There are two bills in the Legislature, from each side of the political aisle, to outlaw teacher strikes. A Senate measure is sponsored by Sen. Robert Mellow, D-Lackawanna, and one in the House is sponsored by Rep. Todd Rock, R-Waynesboro.
Mellow proposes limiting the negotiation period to eight months, but a key provision of the measure is a large drawback. If the teachers and school board can't agree within that time, the county's president judge would have to select one of either side's final offer as the contract. Do we really want to place the authority to determine salaries and benefits - and consequent tax rates - in the hands of one judge? We wonder if even the judiciary wants this kind of responsibility.

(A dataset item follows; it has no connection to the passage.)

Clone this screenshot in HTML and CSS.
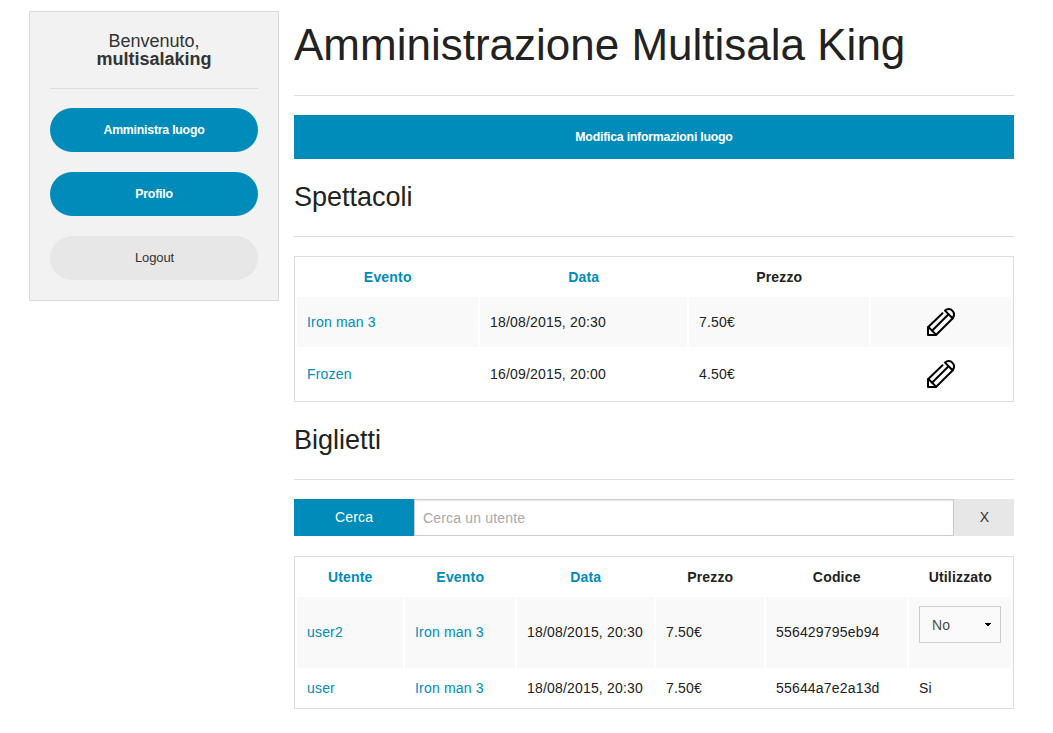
FILE: index.html
```html
<!DOCTYPE html>
<html lang="it">
<head>
<meta charset="utf-8">
<title>Amministrazione Multisala King</title>
<link rel="stylesheet" href="styles.css">
</head>
<body>
<svg width="0" height="0" class="defs">
  <symbol id="pencil" viewBox="0 0 28 28">
    <g fill="none" stroke="#000" stroke-width="2" stroke-linejoin="round" stroke-linecap="round">
      <path d="M15.5 5.2 1 19.2V27H9L25.8 10.2"/>
      <path d="M1.4 19 9 26.6M5 22.8 20.8 7"/>
      <path d="M18 2.6C20.5.4 23.6.8 25.3 2.6C27.2 4.6 27.8 7.4 25.6 10.2Z"/>
    </g>
  </symbol>
</svg>
<div class="page">
  <aside class="panel">
    <p class="welcome">Benvenuto,<br><strong>multisalaking</strong></p>
    <hr>
    <nav class="menu">
      <a class="button round" href="#">Amministra luogo</a>
      <a class="button round" href="#">Profilo</a>
      <a class="button round secondary" href="#">Logout</a>
    </nav>
  </aside>
  <main class="content">
    <h1>Amministrazione Multisala King</h1>
    <hr>
    <a class="button" href="#">Modifica informazioni luogo</a>
    <h2>Spettacoli</h2>
    <hr>
    <table class="shows">
      <colgroup><col class="s1"><col class="s2"><col class="s3"><col class="s4"></colgroup>
      <thead><tr><th><a href="#">Evento</a></th><th><a href="#">Data</a></th><th>Prezzo</th><th></th></tr></thead>
      <tbody>
        <tr><td><a href="#">Iron man 3</a></td><td>18/08/2015, 20:30</td><td>7.50€</td><td class="edit"><svg width="28" height="28"><use href="#pencil"/></svg></td></tr>
        <tr><td><a href="#">Frozen</a></td><td>16/09/2015, 20:00</td><td>4.50€</td><td class="edit"><svg width="28" height="28"><use href="#pencil"/></svg></td></tr>
      </tbody>
    </table>
    <h2>Biglietti</h2>
    <hr>
    <form class="search">
      <button type="button" class="go">Cerca</button>
      <input type="text" placeholder="Cerca un utente">
      <button type="button" class="clear">X</button>
    </form>
    <table class="tickets">
      <colgroup><col class="t1"><col class="t2"><col class="t3"><col class="t4"><col class="t5"><col class="t6"></colgroup>
      <thead><tr><th><a href="#">Utente</a></th><th><a href="#">Evento</a></th><th><a href="#">Data</a></th><th>Prezzo</th><th>Codice</th><th>Utilizzato</th></tr></thead>
      <tbody>
        <tr class="tall"><td><a href="#">user2</a></td><td><a href="#">Iron man 3</a></td><td>18/08/2015, 20:30</td><td>7.50€</td><td>556429795eb94</td>
          <td class="used"><div class="select"><span>No</span><svg width="6" height="3" viewBox="0 0 6 3"><path d="M0 0H6V1H5V2H4V3H2V2H1V1H0Z"/></svg></div></td></tr>
        <tr><td><a href="#">user</a></td><td><a href="#">Iron man 3</a></td><td>18/08/2015, 20:30</td><td>7.50€</td><td>55644a7e2a13d</td><td>Si</td></tr>
      </tbody>
    </table>
  </main>
</div>
</body>
</html>
```
FILE: styles.css
```css
* { box-sizing: border-box; }
body {
  margin: 0;
  background: #fff;
  color: #222;
  font-family: "Liberation Sans", Arial, sans-serif;
}
a { color: #008cba; text-decoration: none; }
.defs { display: block; }
.page {
  display: flex;
  align-items: flex-start;
  gap: 15px;
  padding: 11px 0 0 29px;
}
hr { width: 100%; height: 1px; margin: 0; border: 0; background: #ddd; }
.panel {
  width: 250px;
  padding: 20px;
  border: 1px solid #d8d8d8;
  background: #f2f2f2;
}
.welcome {
  margin: 0 0 20px;
  color: #333;
  font-size: 18px;
  line-height: 18px;
  text-align: center;
}
.menu { display: flex; flex-direction: column; gap: 20px; margin-top: 19px; }
.button {
  display: block;
  height: 44px;
  background: #008cba;
  color: #fff;
  font-size: 12.3px;
  font-weight: bold;
  line-height: 44px;
  letter-spacing: -0.22px;
  text-align: center;
}
.round { border-radius: 22px; }
.secondary {
  padding-left: 1px;
  background: #e7e7e7;
  color: #333;
  font-size: 13px;
  font-weight: normal;
  line-height: 43px;
  letter-spacing: -0.1px;
}

.content { width: 720px; padding-top: 3px; }
h1, h2 { margin: 0; font-weight: normal; }
h1 { margin-bottom: 19px; font-size: 44px; line-height: 62px; white-space: nowrap; }
h2 { margin: 19px 0 20px; font-size: 27px; line-height: 38px; }
.content > .button { margin-top: 19px; }

table {
  width: 720px;
  margin-top: 19px;
  border: 1px solid #ddd;
  border-collapse: separate;
  border-spacing: 2px;
  table-layout: fixed;
  font-size: 14px;
  line-height: 18px;
  letter-spacing: 0.18px;
}
th, td { height: 36px; padding: 0 10px; white-space: nowrap; }
th { padding-left: 10.5px; }
td { text-align: left; vertical-align: middle; }
tbody tr:first-child td { background: #f9f9f9; }
.shows td { height: 50px; }
.s1 { width: 181px; } .s2 { width: 207px; } .s3 { width: 180px; } .s4 { width: 140px; }
.t1 { width: 106px; } .t2 { width: 110px; } .t3 { width: 137px; }
.t4 { width: 108px; } .t5 { width: 141px; } .t6 { width: 102px; }
.edit { text-align: center; }
.edit svg { display: block; margin: 0 auto; }
.tickets { margin-top: 20px; }
.tickets .tall td { height: 71px; padding-bottom: 1px; }
.tickets .tall .used { padding-top: 9px; vertical-align: top; }
.select {
  display: flex;
  align-items: center;
  justify-content: space-between;
  width: 82px;
  height: 37px;
  padding: 0 9px 0 12px;
  border: 1px solid #ccc;
  background: #fafafa;
  color: #4d4d4d;
}

.search { display: flex; height: 37px; margin-top: 19px; }
.search button, .search input { margin: 0; font: 14px "Liberation Sans", Arial, sans-serif; letter-spacing: 0.18px; }
.search button { border: 0; padding: 0 0 1px; }
.search .go { width: 120px; background: #008cba; color: #fff; }
.search .clear { width: 60px; padding-left: 1px; background: #e7e7e7; color: #333; }
.search input {
  flex: 1;
  min-width: 0;
  padding: 0 8px;
  border: 1px solid #ccc;
  border-radius: 0;
  box-shadow: inset 0 1px 2px rgba(0, 0, 0, 0.1);
}
.search input::placeholder { color: #a9a9a9; }
```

Rock's bill would require four negotiating sessions a month if no agreement is reached by June 16. More importantly, it would make the process more open to the taxpayers, who ultimately pay the cost of any settlement and are currently shut out. All contract offers would have to be made public, and negotiators for both sides would have to hold periodic public meetings to explain their positions.
Admittedly, many years ago teachers were virtually forced to unionize out of economic necessity. They were poorly paid, and it wasn't until the passage of a law in 1970 allowing them to strike that the situation in Pennsylvania improved. But their salaries today are quite good, and their benefits far exceed what is available in the private sector.
In 1992, Act 88 tightened the negotiation process to force nonbinding arbitration and required that teachers give 48 hours notice before striking. This outlawed a particularly odious practice called "selective strikes," by which teachers could stay off the job on a day-by-day basis. They would wait until the morning of a walkout to announce it, leaving many families hard-pressed to make alternative plans for child care.
Act 88 also required that striking teachers return to work in time to ensure students 180 days of instruction. But as we saw last year in Beth-Center and the previous year in Washington, teachers unions are able to force schedule changes that impose huge inconveniences on students and their families by sending them to class on what usually are holidays.
As in "selective strikes," the children and their parents are used as hostages to the unions' demands.
According to the Commonwealth Foundation, there have been 137 school strikes in Pennsylvania since 2000, and this is one of only 13 states in which such strikes are legal. (Some of the other 37, however, have loopholes unions can use to get around the ban.)
Parents' patience is running thin, and they are getting the attention of some legislators, even though they don't have the financial resources of the teachers unions. If the unions lose the right to strike, they have only themselves to blame.